## EXERCISE:
Give the number of lines holding the string "styles" and nothing more.

------------------------------------------------------------------------

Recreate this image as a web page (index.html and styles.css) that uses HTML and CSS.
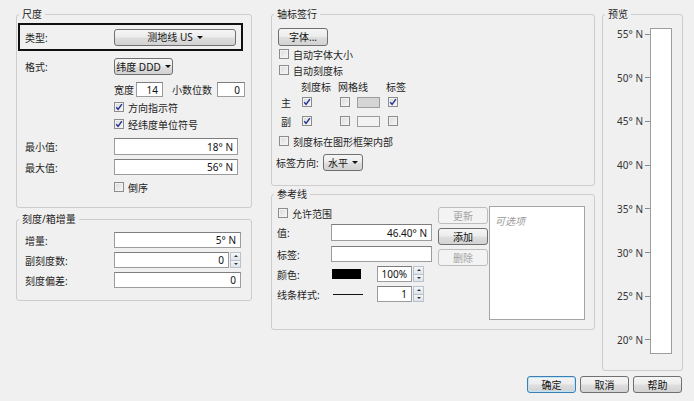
FILE: index.html
```html
<!DOCTYPE html>
<html lang="zh-CN">
<head>
<meta charset="utf-8">
<title>轴设置</title>
<link rel="stylesheet" href="styles.css">
</head>
<body>
<div class="dialog">
  <div class="cols">
    <div class="col col-left">
      <fieldset class="grp g-scale">
        <legend>尺度</legend>
        <div class="hl"><span class="lbl">类型:</span><span class="btn b-type">测地线 US<i class="arr"></i></span></div>
        <div class="row r-fmt"><span class="lbl">格式:</span><span class="btn b-fmt">纬度 DDD<i class="arr"></i></span></div>
        <div class="row r-wid"><span class="lbl"></span><span class="t-wid">宽度</span><span class="inp i-wid">14</span><span class="t-dec">小数位数</span><span class="inp i-dec">0</span></div>
        <div class="row r-cb1"><span class="lbl"></span><span class="cb on"><svg viewBox="0 0 8 8"><path d="M1.2 4.2 3.1 6.4 6.9 1.1"/></svg></span><span class="cbt">方向指示符</span></div>
        <div class="row r-cb2"><span class="lbl"></span><span class="cb on"><svg viewBox="0 0 8 8"><path d="M1.2 4.2 3.1 6.4 6.9 1.1"/></svg></span><span class="cbt">经纬度单位符号</span></div>
        <div class="row r-min"><span class="lbl">最小值:</span><span class="inp i-val">18° N</span></div>
        <div class="row r-max"><span class="lbl">最大值:</span><span class="inp i-val">56° N</span></div>
        <div class="row r-rev"><span class="lbl"></span><span class="cb"></span><span class="cbt">倒序</span></div>
      </fieldset>
      <fieldset class="grp g-inc">
        <legend>刻度/箱增量</legend>
        <div class="row r-i1"><span class="lbl">增量:</span><span class="inp i-inc">5° N</span></div>
        <div class="row r-i2"><span class="lbl">副刻度数:</span><span class="inp i-minor">0</span><span class="spin"><span class="up"></span><span class="dn"></span></span></div>
        <div class="row r-i3"><span class="lbl">刻度偏差:</span><span class="inp i-inc">0</span></div>
      </fieldset>
    </div>

    <div class="col col-mid">
      <fieldset class="grp g-axis">
        <legend>轴标签行</legend>
        <div class="row r-font"><span class="btn b-font">字体...</span></div>
        <div class="row r-ac"><span class="cb"></span><span class="cbt">自动字体大小</span></div>
        <div class="row r-ac"><span class="cb"></span><span class="cbt">自动刻度标</span></div>
        <div class="mhead"><span class="h1">刻度标</span><span class="h2">网格线</span><span class="h3">标签</span></div>
        <div class="mrow m1">
          <span class="ml">主</span>
          <span class="mc1"><span class="cb on"><svg viewBox="0 0 8 8"><path d="M1.2 4.2 3.1 6.4 6.9 1.1"/></svg></span></span>
          <span class="mc2"><span class="cb"></span></span>
          <span class="msw"><span class="sw sw-gray"></span></span>
          <span class="mc3"><span class="cb on"><svg viewBox="0 0 8 8"><path d="M1.2 4.2 3.1 6.4 6.9 1.1"/></svg></span></span>
        </div>
        <div class="mrow m2">
          <span class="ml">副</span>
          <span class="mc1"><span class="cb on"><svg viewBox="0 0 8 8"><path d="M1.2 4.2 3.1 6.4 6.9 1.1"/></svg></span></span>
          <span class="mc2"><span class="cb"></span></span>
          <span class="msw"><span class="sw sw-light"></span></span>
          <span class="mc3"><span class="cb"></span></span>
        </div>
        <div class="row r-inside"><span class="cb"></span><span class="cbt">刻度标在图形框架内部</span></div>
        <div class="row r-dir"><span class="t-dir">标签方向:</span><span class="btn b-dir">水平<i class="arr"></i></span></div>
      </fieldset>

      <fieldset class="grp g-ref">
        <legend>参考线</legend>
        <div class="ref">
          <div class="ref-form">
            <div class="row r-range"><span class="cb"></span><span class="cbt">允许范围</span></div>
            <div class="row rf r-val"><span class="rl">值:</span><span class="inp i-ref">46.40° N</span></div>
            <div class="row rf r-lab"><span class="rl">标签:</span><span class="inp i-ref"></span></div>
            <div class="row rf r-col"><span class="rl">颜色:</span><span class="colsw"></span><span class="inp i-pct">100%</span><span class="spin"><span class="up"></span><span class="dn"></span></span></div>
            <div class="row rf r-line"><span class="rl">线条样式:</span><span class="lnsw"></span><span class="inp i-pct">1</span><span class="spin"><span class="up"></span><span class="dn"></span></span></div>
          </div>
          <div class="ref-btns">
            <span class="btn dis">更新</span>
            <span class="btn">添加</span>
            <span class="btn dis">删除</span>
          </div>
          <div class="ref-list"><span class="ph">可选项</span></div>
        </div>
      </fieldset>
    </div>

    <fieldset class="grp g-prev">
      <legend>预览</legend>
      <div class="prev">
        <div class="axis">
          <div class="tk"><span>55° N</span><i></i></div>
          <div class="tk"><span>50° N</span><i></i></div>
          <div class="tk"><span>45° N</span><i></i></div>
          <div class="tk"><span>40° N</span><i></i></div>
          <div class="tk"><span>35° N</span><i></i></div>
          <div class="tk"><span>30° N</span><i></i></div>
          <div class="tk"><span>25° N</span><i></i></div>
          <div class="tk"><span>20° N</span><i></i></div>
        </div>
        <div class="bar"></div>
      </div>
    </fieldset>
  </div>

  <div class="foot">
    <span class="btn b-ok">确定</span>
    <span class="btn b-foot">取消</span>
    <span class="btn b-foot">帮助</span>
  </div>
</div>
</body>
</html>
```

FILE: styles.css
```css
* { box-sizing: border-box; }
html, body { margin: 0; padding: 0; }
body {
  width: 694px;
  height: 401px;
  overflow: hidden;
  background: #f0f0f0;
  font-family: "Noto Sans", "Noto Sans CJK SC", sans-serif;
  font-size: 10px;
  color: #1e1e1e;
}

.dialog { padding: 7px 11px 0 16px; }
.cols { display: flex; height: 364px; }
.col { display: flex; flex-direction: column; }
.col-left { width: 236px; }
.col-mid { width: 324px; margin-left: 19px; }

/* group boxes */
.grp {
  margin: 0;
  padding: 0;
  min-width: 0;
  border: 1px solid #cdcdcd;
  border-radius: 3px;
}
.grp legend {
  margin-left: 2px;
  padding: 0 3px;
  line-height: 14px;
  font-size: 10px;
  color: #1e1e1e;
}

.row { display: flex; align-items: center; flex: none; }
.lbl { width: 89px; flex: none; }
.cbt { margin-left: 4px; white-space: nowrap; }

/* controls */
.btn {
  display: inline-flex;
  align-items: center;
  justify-content: center;
  flex: none;
  height: 17px;
  border: 1px solid #707070;
  border-radius: 3px;
  background: linear-gradient(#f5f5f5 0%, #ececec 48%, #dedede 52%, #d2d2d2 100%);
  color: #111;
  white-space: nowrap;
  line-height: 1;
}
.btn.dis {
  border-color: #bdbdbd;
  background: #f3f3f3;
  color: #a3a3a3;
}
.arr {
  display: inline-block;
  width: 0;
  height: 0;
  margin-left: 4px;
  border-left: 3px solid transparent;
  border-right: 3px solid transparent;
  border-top: 3px solid #111;
}
.inp {
  display: flex;
  align-items: center;
  justify-content: flex-end;
  flex: none;
  height: 16px;
  padding-right: 4px;
  background: #fff;
  border: 1px solid #9c9c9c;
  border-top-color: #7d7d7d;
  color: #111;
  line-height: 1;
}
.cb {
  display: inline-flex;
  align-items: center;
  justify-content: center;
  flex: none;
  width: 10px;
  height: 10px;
  border: 1px solid #8c8c8c;
  background: linear-gradient(135deg, #d9d9d9, #f8f8f8);
  box-shadow: inset 0 0 0 1px #f2f2f2;
}
.cb svg { width: 8px; height: 8px; }
.cb path { fill: none; stroke: #24358f; stroke-width: 1.5; }
.spin {
  display: flex;
  flex-direction: column;
  flex: none;
  width: 11px;
  height: 16px;
  margin-left: 1px;
}
.spin span {
  flex: 1;
  display: flex;
  align-items: center;
  justify-content: center;
  border: 1px solid #b9c2cc;
  background: linear-gradient(#f4f6f9, #dde4eb);
}
.spin .dn { border-top: none; }
.spin .up::after, .spin .dn::after {
  content: "";
  width: 0;
  height: 0;
  border-left: 2px solid transparent;
  border-right: 2px solid transparent;
}
.spin .up::after { border-bottom: 2px solid #333; }
.spin .dn::after { border-top: 2px solid #333; }

/* 尺度 */
.g-scale { padding-bottom: 12px; }
.hl {
  display: flex;
  align-items: center;
  width: 225px;
  height: 28px;
  margin: 2px 0 0 1px;
  padding-left: 5px;
  border: 2px solid #111;
}
.b-type { width: 122px; }
.g-scale .row { padding-left: 8px; }
.r-fmt { margin-top: 7px; height: 17px; }
.b-fmt { width: 59px; }
.r-wid { margin-top: 7px; height: 15px; }
.r-wid .inp { height: 15px; }
.t-wid { width: 22px; }
.i-wid { width: 27px; }
.t-dec { width: 45px; margin-left: 9px; }
.i-dec { width: 28px; }
.r-cb1 { margin-top: 2px; height: 16px; }
.r-cb2 { margin-top: 1px; height: 16px; }
.r-min { margin-top: 6px; }
.r-max { margin-top: 4px; }
.i-val { width: 124px; height: 17px; }
.r-max .i-val { height: 16px; }
.r-rev { margin-top: 4px; height: 16px; }

/* 刻度/箱增量 */
.g-inc { margin-top: 4px; padding-bottom: 12px; }
.g-inc .row { padding-left: 8px; height: 16px; }
.r-i1 { margin-top: 6px; }
.r-i2, .r-i3 { margin-top: 4px; }
.i-inc { width: 127px; }
.i-minor { width: 115px; }

/* 轴标签行 */
.g-axis { padding-bottom: 14px; }
.r-font { margin-top: 7px; padding-left: 6px; height: 18px; }
.b-font { width: 50px; height: 18px; }
.r-ac { padding-left: 7px; height: 16px; }
.mhead {
  display: flex;
  align-items: center;
  height: 16px;
  padding-left: 29px;
  white-space: nowrap;
}
.h1 { width: 37px; }
.h2 { width: 48px; }
.mrow { display: flex; align-items: center; height: 16px; padding-left: 9px; }
.m2 { margin-top: 3px; }
.ml { width: 21px; }
.mc1 { width: 38px; display: flex; }
.mc2 { width: 17px; display: flex; }
.msw { width: 31px; display: flex; }
.mc3 { display: flex; }
.sw { width: 23px; height: 11px; border: 1px solid #9d9d9d; }
.sw-gray { background: #d5d5d5; }
.sw-light { background: #f2f2f2; }
.r-inside { margin-top: 4px; padding-left: 7px; height: 16px; }
.r-dir { margin-top: 5px; padding-left: 4px; height: 17px; }
.t-dir { width: 47px; }
.b-dir { width: 40px; height: 17px; }

/* 参考线 */
.g-ref { margin-top: 1px; padding-bottom: 9px; }
.ref { display: flex; align-items: flex-start; }
.ref-form { width: 160px; flex: none; }
.r-range { margin-top: 4px; padding-left: 6px; height: 16px; }
.rf { padding-left: 5px; height: 16px; }
.r-val { margin-top: 3px; height: 17px; }
.r-val .inp { height: 17px; }
.r-lab, .r-col, .r-line { margin-top: 4px; }
.r-lab { margin-top: 5px; }
.rl { width: 54px; flex: none; white-space: nowrap; }
.i-ref { width: 101px; }
.colsw { width: 29px; height: 10px; margin-left: 1px; background: #000; flex: none; }
.lnsw { width: 30px; height: 1px; margin-left: 2px; background: #111; flex: none; }
.i-pct { width: 35px; }
.r-col .i-pct { margin-left: 16px; }
.r-line .i-pct { margin-left: 14px; }
.ref-btns {
  display: flex;
  flex-direction: column;
  gap: 4px;
  width: 50px;
  margin: 6px 0 0 6px;
  flex: none;
}
.ref-btns .btn { width: 50px; }
.ref-list {
  width: 96px;
  height: 114px;
  margin: 5px 0 0 1px;
  padding: 6px 0 0 5px;
  background: #fff;
  border: 1px solid #a5a5a5;
  flex: none;
}
.ph { font-style: italic; color: #9a9a9a; }

/* 预览 */
.g-prev { width: 81px; margin-left: 7px; }
.prev { display: flex; padding-top: 7px; }
.axis {
  width: 47px;
  height: 326px;
  padding-bottom: 8px;
  display: flex;
  flex-direction: column;
  justify-content: space-between;
}
.tk {
  display: flex;
  align-items: center;
  justify-content: flex-end;
  height: 12px;
  color: #333;
  white-space: nowrap;
}
.tk i { width: 5px; height: 1px; margin-left: 2px; background: #8a8a8a; }
.bar { width: 22px; height: 326px; background: #fff; border: 1px solid #9e9e9e; }

/* footer */
.foot {
  display: flex;
  justify-content: flex-end;
  gap: 4px;
  margin-top: 5px;
  padding-right: 1px;
}
.b-ok, .b-foot { width: 49px; }
.b-ok {
  border-color: #3c7fb1;
  box-shadow: inset 0 0 0 1px #bfe4f8;
}
```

------------------------------------------------------------------------

## SOLUTION FOR THIS TASK:
3